Mission 31 was broadcast live 24 hours a day via the Internet, although the cameras were occasionally turned off to give the divers some privacy. Filming was done with sonar cameras to avoid disturbing the underwater life with artificial light. Team members were able to conduct live lectures for students and interact with the public through social media. The team primarily ate "astronaut-type food", as the limited space did not allow for ordinary food. Early in the expedition, the air conditioning in Aquarius broke, leading to 95 °F temperatures at 95% humidity until it could be fixed.

As they were undergoing 16 hours of decompression before resurfacing, the Mission 31 crew watched World Without Sun.

==Funding==
Mission 31 cost an estimated US$1.8 million. It was paid for through corporate sponsorship and private donations, including a crowdfunding campaign on Indiegogo. Swiss watchmaker Doxa sold a Mission-31 dive watch for $2,890, with 25% of the funds going to the expedition. Aquarius cost $15,000 a day to operate; the rest of the funds went to pay for equipment.

==Impact==
By working out of Aquarius instead of diving from the surface, Mission 31 crew members were able to scuba dive up to nine hours without surfacing or undergoing decompression. They were thus able to collect substantially more data in the time frame than otherwise would have been possible. Additionally, they were able to observe creatures at night, which would not be possible ordinarily. Cousteau estimated his team had collected the equivalent of two years' worth of data during the mission, enough for ten scientific papers. Shantz said during his two weeks, 12 terabytes of data were collected. Additionally, equipment was installed to monitor ocean acidification.
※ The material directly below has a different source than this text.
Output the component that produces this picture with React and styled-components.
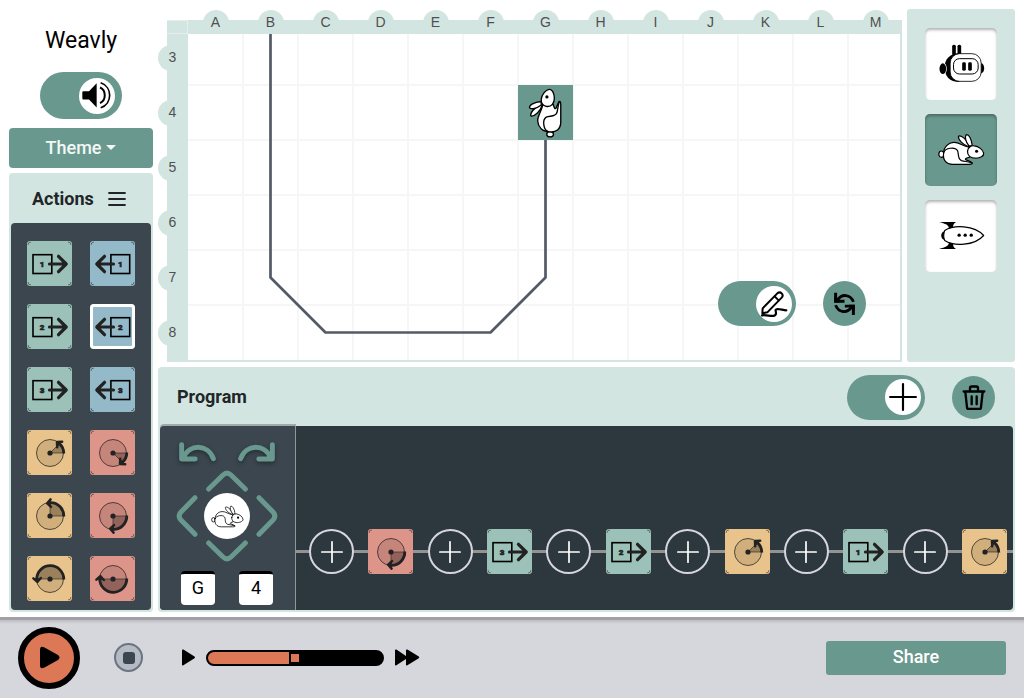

According to Cousteau's PR team, around 330 million people heard about Mission 31 while it was taking place. Florida International dean Michael Heithaus remarked "Fabian has helped us reach out to millions of people that we wouldn't have been able to otherwise" and added "This is launching the age of Aquarius at FIU". An IMAX documentary film on the expedition is expected to be released within 18 months.